Comprehensive-Pin667@reddit
2) sounds like a way to hell. The abstraction you build will end up not being temporary and you now have two APIs and some extra complexity. It's fine to change many files at once if it's a mechanical change like this that your IDE can probably do. The chance of introducing an error this way is also significantly lower than eith the abstraction layer idea.
edgmnt_net@reddit
I also agree with the first approach. But in a more general sense, the changes should be reviewable. The Linux kernel people use semantic patches via Coccinelle (added to commit descriptions) for exactly such purposes. They are machine-checkable so you can be confident nobody snuck something else in or made a mistake. An alternative for other ecosystems is to describe the change and let reviewers duplicate them with an IDE by following instructions, then check that it results in an identical diff (or no diff versus the change).
hibbelig@reddit
If it is possible to solid the change into two then that might be a good idea. One of the two changes would be a small line count manual change and the other would be one that touches many files but can be done with an automatic refactoring.

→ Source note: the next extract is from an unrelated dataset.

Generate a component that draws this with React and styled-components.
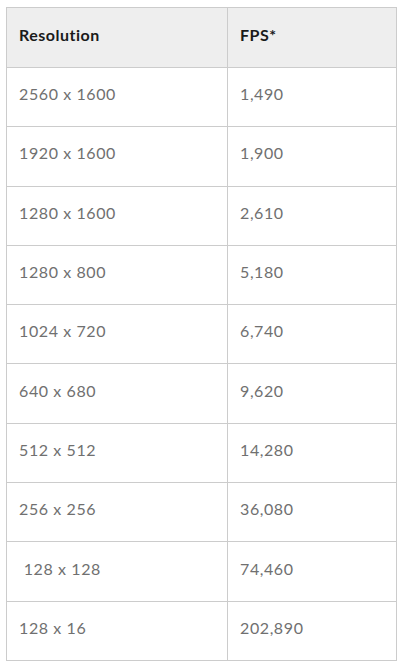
import React from "react";
import styled, { createGlobalStyle } from "styled-components";

const rows = [
  ["2560 x 1600", "1,490"],
  ["1920 x 1600", "1,900"],
  ["1280 x 1600", "2,610"],
  ["1280 x 800", "5,180"],
  ["1024 x 720", "6,740"],
  ["640 x 680", "9,620"],
  ["512 x 512", "14,280"],
  ["256 x 256", "36,080"],
  ["\u00a0128 x 128", "74,460"],
  ["128 x 16", "202,890"],
];

const GlobalStyle = createGlobalStyle`
  body {
    margin: 0;
    padding: 7px 5px 0 6px;
    background: #fff;
    font-family: Lato, "Open Sans", sans-serif;
  }
`;

const Table = styled.table`
  width: 391px;
  border-collapse: collapse;
  table-layout: fixed;
  border: 1px solid #cccccc;
`;

const HeadCell = styled.th`
  box-sizing: border-box;
  height: 60px;
  padding: 0 12px 7px;
  text-align: left;
  vertical-align: middle;
  background: #eeeeee;
  border: 1px solid #cccccc;
  font-size: 16px;
  font-weight: 700;
  color: #1a1a1a;
  letter-spacing: 0.5px;
  width: ${(p) => p.$w || "auto"};
`;

const Cell = styled.td`
  box-sizing: border-box;
  height: 59.3px;
  padding: 0 12px 7px;
  vertical-align: middle;
  border: 1px solid #cccccc;
  font-size: 16px;
  color: #707070;
  letter-spacing: 0.6px;
  white-space: pre;
`;

export default function App() {
  return (
    <>
      <GlobalStyle />
      <Table>
        <thead>
          <tr>
            <HeadCell $w="221px">Resolution</HeadCell>
            <HeadCell>FPS*</HeadCell>
          </tr>
        </thead>
        <tbody>
          {rows.map(([res, fps]) => (
            <tr key={res}>
              <Cell>{res}</Cell>
              <Cell>{fps}</Cell>
            </tr>
          ))}
        </tbody>
      </Table>
    </>
  );
}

If the developer tells me: I used the IDE to rename this method, or to inline that method, or something like that, then I wouldn’t have to review each line carefully. Because I believe that the IDE does it right.
But if I discover that the developer snuck in a different change into the supposedly automatic refactoring then I stop trusting them.
Whether these two commits are in the same PR is a different question, that might depend on team culture.
If the programming language doesn’t allow such refractors then this approach can’t be used.
VRT303@reddit
PR size doesn't matter. Commots do, and how easy they are to review.
marzer8789@reddit
1 all the way.
A PR should be either:
"wide and shallow", i.e. touches potentially many files but only makes trivial/mechanical changes in each
"narrow and deep", i.e. large, complex changes only in a few places
Anything else is just impossible for humans to review in any sustainable way
ivancea@reddit
You don't optimize a PR based on file metrics, you do it the way you should, period. You only think about files when splitting PRs or making a step-by-step approach. Or, of course, based on product needs (POCs, MVPs, etc).
So here, I don't think 200 files is too much, I've seen bigger mechanical PRs. The only important part in a PR like that is having a very clear, localized and highlighted "real" change so reviewers can distinguish between logical and mechanical changes.
You're second option looks like tech debt, so they're not equivalent really. I would only go with that as a first step before the mechanical PR, if there are many other contributors that will see conflicts otherwise.
And don't forget to pass an agent over a PR like that, if allowed by company policies. They're fast reviewing many files, and they're good at catching anything that's unexpected.
AnAge_OldProb@reddit
If it’s literally just a rename (or anything that’s basically a codemod) then just do both at the same time. I’d split and migrate it if there are durable changes eg new db schema required or complex refactors (or even just major deletions).
VinegarZen@reddit
If there is no risk of something breaking with option (1), that’s my preference. Splitting it up is only valuable if there is a risk of something breaking.